“The cell phone — an evil invention if there ever was one,” declares self-made multi-millionaire

By John C. A. Manley

“Now, the cell phone — an evil invention if there ever was one,” writes self-made multi-millionaire Dan Kennedy in No BS Time Management for Entrepreneurs.

“People really feel compelled to answer these things 24/7. It is the ultimate interruption welcome mat, and it has amazing, mysterious powers over its owner…. Personally, I refuse to own or use one at all. I had one for two weeks once. Wound down the car window one day and threw it as far as I could. Never been tempted again.”

At Dan Kennedy seminars, he imposes a $100 fine any time a cell phone “erupts” (as he put it). The offending phone is also confiscated for the duration of the seminar.

“I think restaurants and theatres ought to collect them when you come in and give them back when you leave,” writes Kennedy, “like civilized saloons did with gunslinger’s weapons in the Old West.”

When I was an art student in Italy, our instructor had a similar policy. Once one of the students was in the restroom and the handbag beside their easel began to ring. And ring. And ring.

This was back in the day when cell phones still had long antennas sticking out of them. Our instructor (who like Dan Kennedy refused to own a cell phone) reached into the bag and pulled out the phone by the tip of its antenna — as if he was dangling a dirty rat from the tail. He then walked away with it. We heard the front door open and close and he came back, with a big grin on his face, as he wiped his hands.

Now, I assure you my art instructor wasn’t concerned about getting cancer from cell phone radiation. He was a serious chain smoker. But he, like Kennedy, found they were the arch-enemy of creativity and productivity.

Yet smartphones are sold as being some kind of productivity tool — connecting you to Google Search, Wikipedia, ChatGPT, the cloud, your emails, your calendar, your to-do lists and endless YouTube videos of skateboarding cats.
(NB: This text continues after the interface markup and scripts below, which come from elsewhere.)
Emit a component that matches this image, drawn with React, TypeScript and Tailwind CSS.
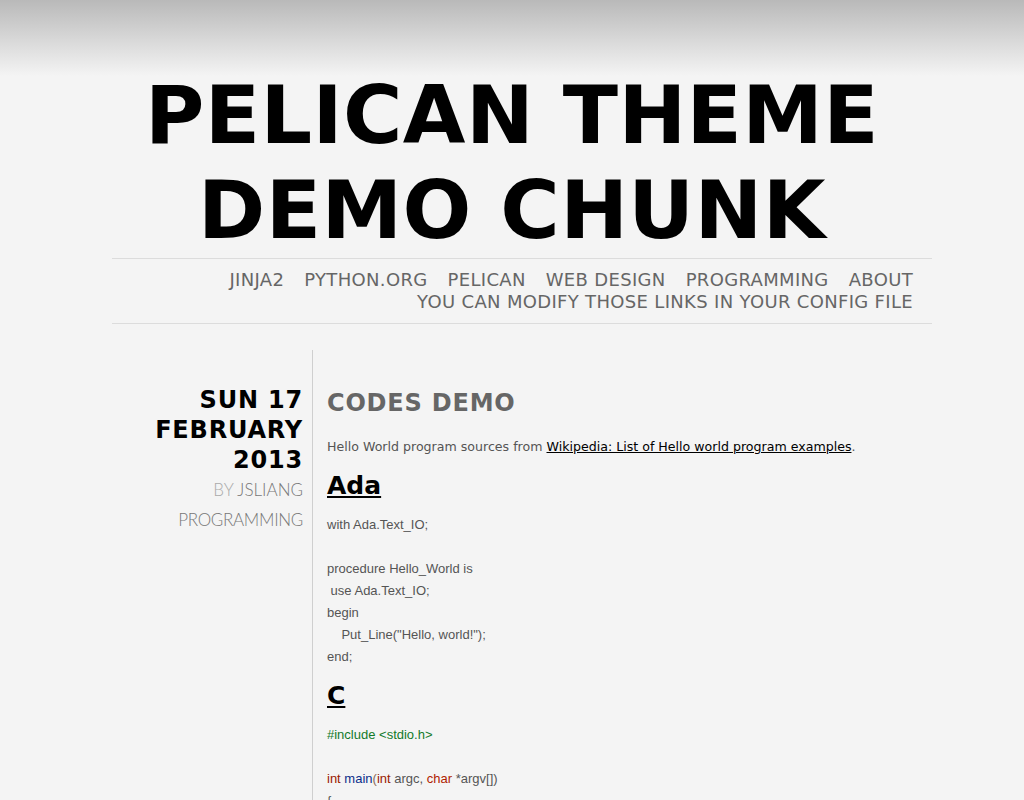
const navLinks = ['Jinja2', 'Python.org', 'Pelican', 'Web Design', 'Programming', 'About']

const adaCode = [
  'with Ada.Text_IO;',
  '',
  'procedure Hello_World is',
  ' use Ada.Text_IO;',
  'begin',
  '    Put_Line("Hello, world!");',
  'end;',
]

export default function App() {
  return (
    <div className="min-h-screen bg-[#f4f4f4] bg-[linear-gradient(to_bottom,#b9b9b9_0px,#f4f4f4_76px)] bg-no-repeat font-['DejaVu_Sans',sans-serif]">
      <div className="w-[840px] mx-auto pb-10">
        {/* Site title */}
        <h1 className="pt-[68px] text-center text-[81px] leading-[95px] font-bold uppercase tracking-[0.4px] text-black">
          Pelican Theme Demo Chunk
        </h1>

        {/* Menu */}
        <div className="ml-5 w-[820px] border-t border-b border-[#dcdcdc] pt-[10px] pb-[10px] pr-[19px]">
          <nav className="flex flex-wrap justify-end gap-x-[20px] text-[18px] leading-[22px] uppercase tracking-[0.33px] text-[#666]">
            {navLinks.map((l) => (
              <a key={l} href="#">
                {l}
              </a>
            ))}
            <a href="#" className="w-full text-right">
              You can modify those links in your config file
            </a>
          </nav>
        </div>

        {/* Article */}
        <div className="flex mt-[26px]">
          <div className="w-[220px] shrink-0 pt-[35px] pr-[9px] text-right">
            <div className="text-[24px] leading-[30px] font-bold uppercase tracking-[0.8px] text-black">
              Sun 17 February 2013
            </div>
            <div className="font-['Lato',sans-serif] font-light text-[17px] leading-[30px] uppercase">
              <div className="text-[#aaa]">
                By <a href="#" className="text-[#777]">jsliang</a>
              </div>
              <div>
                <a href="#" className="text-[#777] tracking-[-0.3px]">Programming</a>
              </div>
            </div>
          </div>

          <div className="flex-1 border-l border-[#cfcfcf] pl-[14px] pt-[38px]">
            <h2 className="text-[24px] leading-[30px] font-bold uppercase tracking-[0.8px] text-[#666]">
              Codes Demo
            </h2>
            <p className="mt-[19px] text-[12.6px] leading-[20px] text-[#555]">
              Hello World program sources from{' '}
              <a href="#" className="underline text-black">
                Wikipedia: List of Hello world program examples
              </a>
              .
            </p>

            <h3 className="mt-[14px] text-[25px] leading-[30px] font-bold text-black">
              <a href="#" className="underline decoration-2 underline-offset-2">Ada</a>
            </h3>
            <pre className="mt-[13px] font-['Liberation_Sans',Arial,sans-serif] text-[13px] leading-[22px] text-[#555] whitespace-pre">
              {adaCode.join('\n')}
            </pre>

            <h3 className="mt-[13px] text-[25px] leading-[30px] font-bold text-black">
              <a href="#" className="underline decoration-2 underline-offset-2">C</a>
            </h3>
            <pre className="mt-[13px] font-['Liberation_Sans',Arial,sans-serif] text-[13px] leading-[22px] text-[#555] whitespace-pre">
              <span className="text-[#127a2a]">#include &lt;stdio.h&gt;</span>
              {'\n\n'}
              <span className="text-[#9a2000]">int</span>{' '}
              <span className="text-[#0b2f8a]">main</span>
              <span className="text-[#8a6a5a]">(</span>
              <span className="text-[#9a2000]">int</span> argc, <span className="text-[#b02200]">char</span>{' '}
              *argv[])
              {'\n{\n    printf("Hello, world!\\n");\n    '}
              <span className="text-[#9a2000]">return</span> 0;
              {'\n}'}
            </pre>
          </div>
        </div>
      </div>
    </div>
  )
}
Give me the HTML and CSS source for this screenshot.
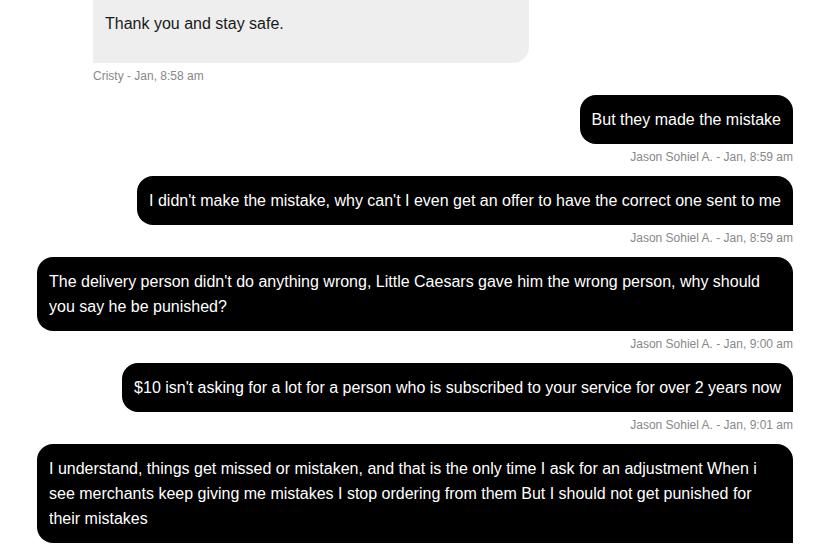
FILE: index.html
```html
<!DOCTYPE html>
<html lang="en">
<head>
<meta charset="utf-8">
<title>Conversation</title>
<link rel="stylesheet" href="styles.css">
</head>
<body>
<main class="thread">
  <div class="msg msg-in">
    <div class="bubble bubble-in">Thank you and stay safe.</div>
    <div class="meta">Cristy - Jan, 8:58 am</div>
  </div>
  <div class="msg msg-out">
    <div class="bubble bubble-out">But they made the mistake</div>
    <div class="meta">Jason Sohiel A. - Jan, 8:59 am</div>
  </div>
  <div class="msg msg-out">
    <div class="bubble bubble-out">I didn't make the mistake, why can't I even get an offer to have the correct one sent to me</div>
    <div class="meta">Jason Sohiel A. - Jan, 8:59 am</div>
  </div>
  <div class="msg msg-out">
    <div class="bubble bubble-out">The delivery person didn't do anything wrong, Little Caesars gave him the wrong person, why should you say he be punished?</div>
    <div class="meta">Jason Sohiel A. - Jan, 9:00 am</div>
  </div>
  <div class="msg msg-out">
    <div class="bubble bubble-out">$10 isn't asking for a lot for a person who is subscribed to your service for over 2 years now</div>
    <div class="meta">Jason Sohiel A. - Jan, 9:01 am</div>
  </div>
  <div class="msg msg-out">
    <div class="bubble bubble-out">I understand, things get missed or mistaken, and that is the only time I ask for an adjustment When i see merchants keep giving me mistakes I stop ordering from them But I should not get punished for their mistakes</div>
  </div>
</main>
</body>
</html>
```

FILE: styles.css
```css
* { box-sizing: border-box; }

html, body {
  margin: 0;
  padding: 0;
  background: #ffffff;
  overflow: hidden;
}

body {
  font-family: "Liberation Sans", Arial, sans-serif;
  width: 815px;
  height: 548px;
}

.thread {
  display: flex;
  flex-direction: column;
  padding: 0 22px 0 37px;
  margin-top: -20px;
}

.msg {
  display: flex;
  flex-direction: column;
  margin-bottom: 12px;
}

.msg-in {
  align-items: flex-start;
  padding-left: 56px;
}

.msg-out {
  align-items: flex-end;
}

.bubble {
  font-size: 16px;
  line-height: 25px;
  padding: 12px;
}

.bubble-in {
  width: 436px;
  background: #eeeeee;
  color: #1a1a1a;
  padding: 31px 12px 27px;
  border-radius: 16px 16px 16px 0;
}

.bubble-out {
  max-width: 756px;
  background: #000000;
  color: #ffffff;
  border-radius: 16px 16px 0 16px;
}

.meta {
  margin-top: 6px;
  font-size: 12px;
  line-height: 14px;
  color: #888888;
}
```
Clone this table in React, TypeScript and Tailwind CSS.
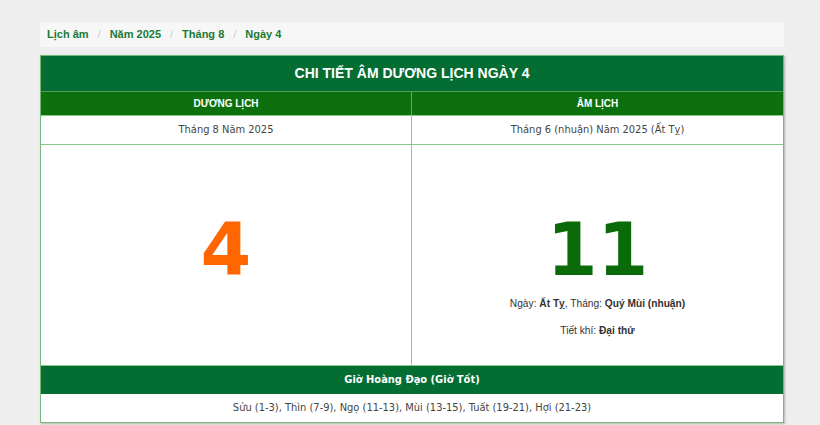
import React from "react";

const tahoma = { fontFamily: '"DejaVu Sans Condensed", "DejaVu Sans", sans-serif' };
const verdana = { fontFamily: '"DejaVu Sans", sans-serif' };

export default function App() {
  const crumbs = ["Lịch âm", "Năm 2025", "Tháng 8", "Ngày 4"];
  return (
    <div className="min-h-[425px] w-[820px] bg-[#eeeeee] pt-[22px] font-['Liberation_Sans',Arial,sans-serif]">
      <div className="ml-[40px] w-[744px]">
        <div className="flex h-[25px] items-center bg-[#f7f7f7] pl-[7px] text-[11px] font-bold text-[#1b7a35]">
          {crumbs.map((c, i) => (
            <React.Fragment key={c}>
              {i > 0 && <span className="px-[9px] font-normal text-[#cccccc]">/</span>}
              <span>{c}</span>
            </React.Fragment>
          ))}
        </div>
        <div className="mt-[8px] border border-[#77b777] bg-white shadow-[1px_1px_2px_rgba(0,0,0,0.25)]">
          <div className="flex h-[35px] items-center justify-center bg-[#036d32] text-[14px] font-bold text-white">
            CHI TIẾT ÂM DƯƠNG LỊCH NGÀY 4
          </div>
          <div className="flex h-[24px] border-t border-[#5a9a5a] bg-[#0c700e] text-[10px] font-bold text-white">
            <div className="flex w-[371px] items-center justify-center border-r border-[#6aa86a]">DƯƠNG LỊCH</div>
            <div className="flex flex-1 items-center justify-center">ÂM LỊCH</div>
          </div>
          <div className="flex h-[29px] border-t border-[#8cc88c] text-[11px] text-[#444444]" style={tahoma}>
            <div className="flex w-[371px] items-center justify-center border-r border-[#8cc88c]">Tháng 8 Năm 2025</div>
            <div className="flex flex-1 items-center justify-center">Tháng 6 (nhuận) Năm 2025 (Ất Tỵ)</div>
          </div>
          <div className="flex h-[221px] border-t border-[#8cc88c]">
            <div
              className="flex w-[371px] items-center justify-center border-r border-[#8cc88c] pb-[12px] text-[73px] font-bold leading-none text-[#ff6600]"
              style={verdana}
            >
              4
            </div>
            <div className="flex flex-1 flex-col items-center pt-[68px]">
              <div className="text-[73px] font-bold leading-none text-[#0b6b0b]" style={verdana}>
                11
              </div>
              <div className="mt-[10px] text-[10.2px] text-[#333333]">
                Ngày: <b>Ất Tỵ</b>, Tháng: <b>Quý Mùi (nhuận)</b>
              </div>
              <div className="mt-[12px] text-[10.2px] text-[#333333]">
                Tiết khí: <b>Đại thử</b>
              </div>
            </div>
          </div>
          <div
            className="flex h-[29px] items-center justify-center border-t border-[#8cc88c] bg-[#036d32] text-[11px] font-bold text-white"
            style={tahoma}
          >
            Giờ Hoàng Đạo (Giờ Tốt)
          </div>
          <div className="flex h-[28px] items-center justify-center text-[11px] text-[#444444]" style={tahoma}>
            Sửu (1-3), Thìn (7-9), Ngọ (11-13), Mùi (13-15), Tuất (19-21), Hợi (21-23)
          </div>
        </div>
      </div>
    </div>
  );
}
In the end, whatever productivity benefits having a mini-computer with you everywhere you go seems far outweighed by the impracticality of typing on such a small screen that is bombarding you with endless distractions and notifications about things you aren’t in a position to do anything about while you drive on an icy road in a snow storm with your kids talking to you in the back seat while the radio is playing.

Nonetheless, many people believe that we need this hyper-connectivity to function in the modern world; while a self-made multi-millionaire such as Dan Kennedy argues that they are not at all “effective” for achieving our most important goals in life.